In early April 2013, it was announced that the band would be releasing a new album, Rhapsody on 26 April 2013, which was to coincide with the band taking to the road again to support OMD on their English Electric tour. The 13 date tour ran from 28 April to 14 May 2013. The three-piece band performed nine songs from both Foxx's solo and The Maths repertoires and were generally positively received by OMD fans. In a further collaboration with that group, a John Foxx and the Maths remix of their track "Dresden" was issued as part of the single release package.

The release of Rhapsody was delayed due to production problems and was not available on the tour. It was finally released on 10 May.

The band's only headlined live show for 2013 was held on 7 June at the Brighton Concorde 2.

In November, new videos for the track Evidence and Talk were published on official video channels, promoted via Foxx's official Facebook page and Twitter account. The videos, described as being 'Tokyo noir', were filmed and directed by Macoto Tezka in Tokyo, Japan 2013.

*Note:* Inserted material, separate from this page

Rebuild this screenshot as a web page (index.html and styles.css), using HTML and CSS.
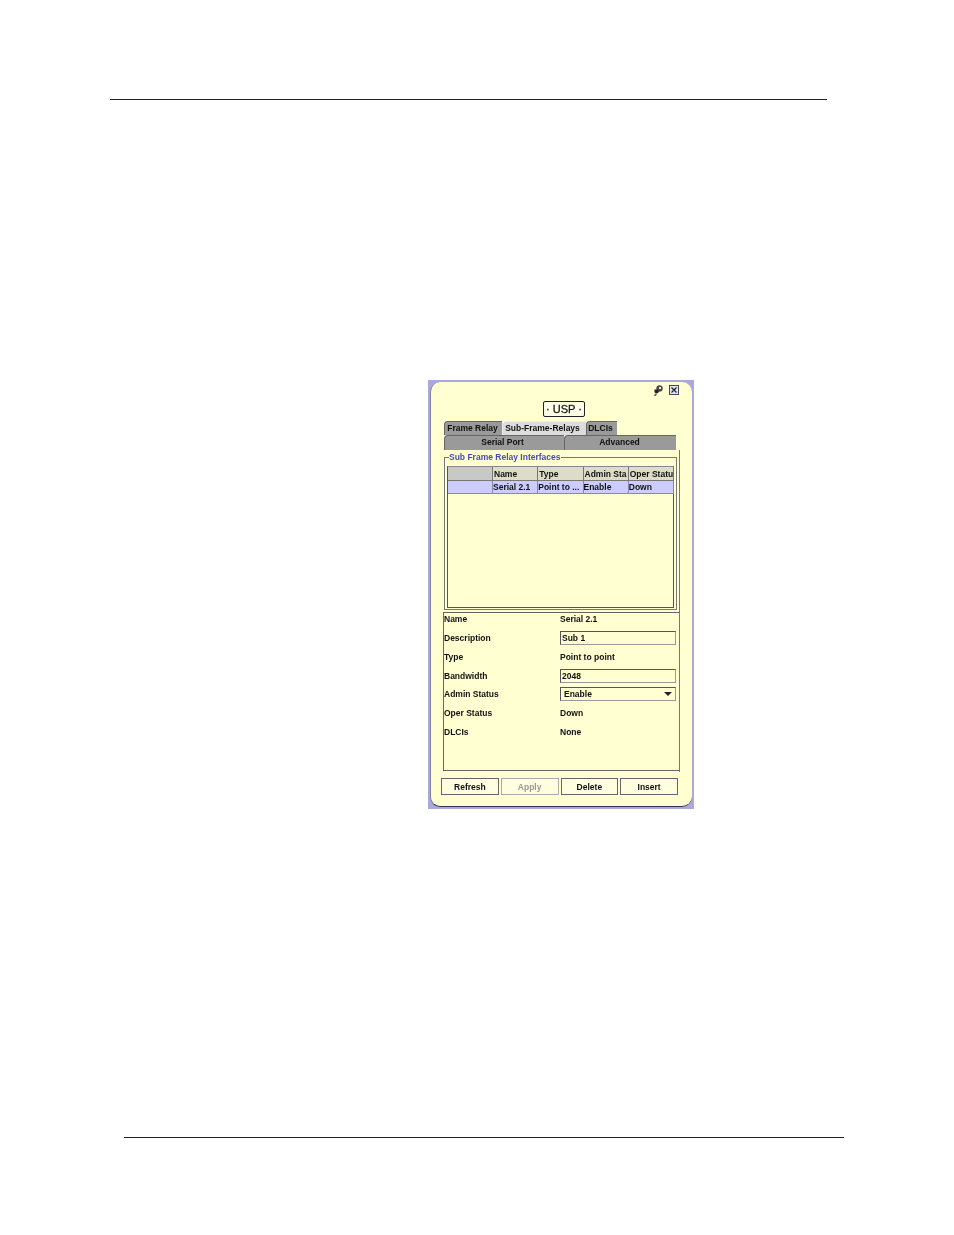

===The Machine Stops and The Machine===
At the end of 2015, the York Theatre Royal announced a new production of E. M. Forster's short story The Machine Stops featuring a brand new soundtrack composed by John Foxx and Benge. T Foxx said The Machine Stops "I’d read it in 1964 when I was at school and it had fascinated me then", adding that his love of Yorkshire, where he lived as a lecturer at Leeds College of Art, was a further reason for his interest in the collaboration. The soundtrack was finalised in May 2016 and a one-off performance by Foxx and Benge called "The Bunker Experience", followed by a Q&A session was held in the York Cold War Bunker on 9 May. A digital-only EP of six tracks based on the soundtrack were made available on Bandcamp on 28 June, with the note that "A studio album by JF&TM of the complete soundtrack will be released by Metamatic Recordings in the next 12 months"
In December 2016, it was announced that the finished album is to be released on 10 February 2017.

=== 2016: A Man, a Woman and a City===
A seventeen track compilation of John Foxx's work from 2000 - 2015 titled 21st Century: A Man, a Woman and a City was issued on 29 April 2016. The compilation featured several previously available tracks by John Foxx and the Maths as well as two brand new John Foxx and the Maths tracks, "A Many Splendoured Thing" and "A Man and a Woman", a new re-working of "Talk" featuring Gary Numan and two previously unreleased John Foxx and the Maths remixes by OMD and ADULT. The deluxe edition also included a DVD consisting of 11 films created by Macoto Tezka with music by John Foxx and the Maths. A digital download of three previously unreleased John Foxx and the Maths live recordings featuring Foxx, Benge and Hannah Peel at MemeTune Studios were also available from the online store as part of the deluxe package.

=== 2020: Howl ===
In February 2020, news was published of a brand new John Foxx and the Maths album titled Howl, due out on 15 May. The album was delayed and eventually released on 24 July. The title track was made available on selected streaming sites and for download, also as an edited version. The album and lead single, features former Foxx-era Ultravox guitarist Robin Simon, joining Benge and Hannah Peel as part of The Maths after previously guesting with them at their debut Roundhouse show in 2010.

==Discography==

===Albums===
====Studio albums====
- Interplay (March 2011)
- The Shape of Things (October 2011)
- Evidence (September 2012)
- The Machine (February 2017)
- Howl (July 2020)

====Live albums====
- Analogue Circuit : Live at the Roundhouse live DVD + double CD (October 2012)
- Rhapsody (live in the studio) (May 2013)

====Remix albums====
- The Good Shadow (2014) originally the 2nd disc from the 2CD version of The Shape of Things.

====Compilation albums====
- 21st Century: A Man, a Woman and a City (2016) - John Foxx compilation album featuring several tracks released as John Foxx and the Maths.

===Singles===
- "Destination" / "September Town" (December 2009) - digital download only
- "Evergreen" (radio edit) (September 2011) - digital download only
- "A Falling Star" (Gazelle Twin remix) (October 2011) - limited edition single track CD-R, signed by John Foxx included in tour VIP package
- "Howl" (February 2020)

===Other tracks===
- "Have a Cigar" - Pink Floyd cover version for Mojo magazine, October 2011 (later included on the Evidence album)
- "Back 2 U" - by The Maths written and recorded by Benge and released on the BYE Programme 5 on Mixcloud. The mix also features the John Foxx and the Maths track, "Walk"

===Remixes by John Foxx and the Maths===
- "Changelings" (John Foxx and the Maths remix) by Gazelle Twin on the album The Entire City Remixed (2012)
- "Dresden" (John Foxx and the Maths remix) by OMD from the "Dresden" single EP, released May 2013
- "Where Is Kittin?" (John Foxx and the Maths remix) by Marc Houle and Miss Kittin, "Where Is Kittin" EP, May 2013
- "Tonight, We Fall" (John Foxx and the Maths remix) by ADULT. on "Tonight, We Fall" single, August 2013.
- "Blood Diamonds" (John Foxx and the Maths remix) by Simple Minds (includes backing vocals by John Foxx). Released via Beatport, November 2013.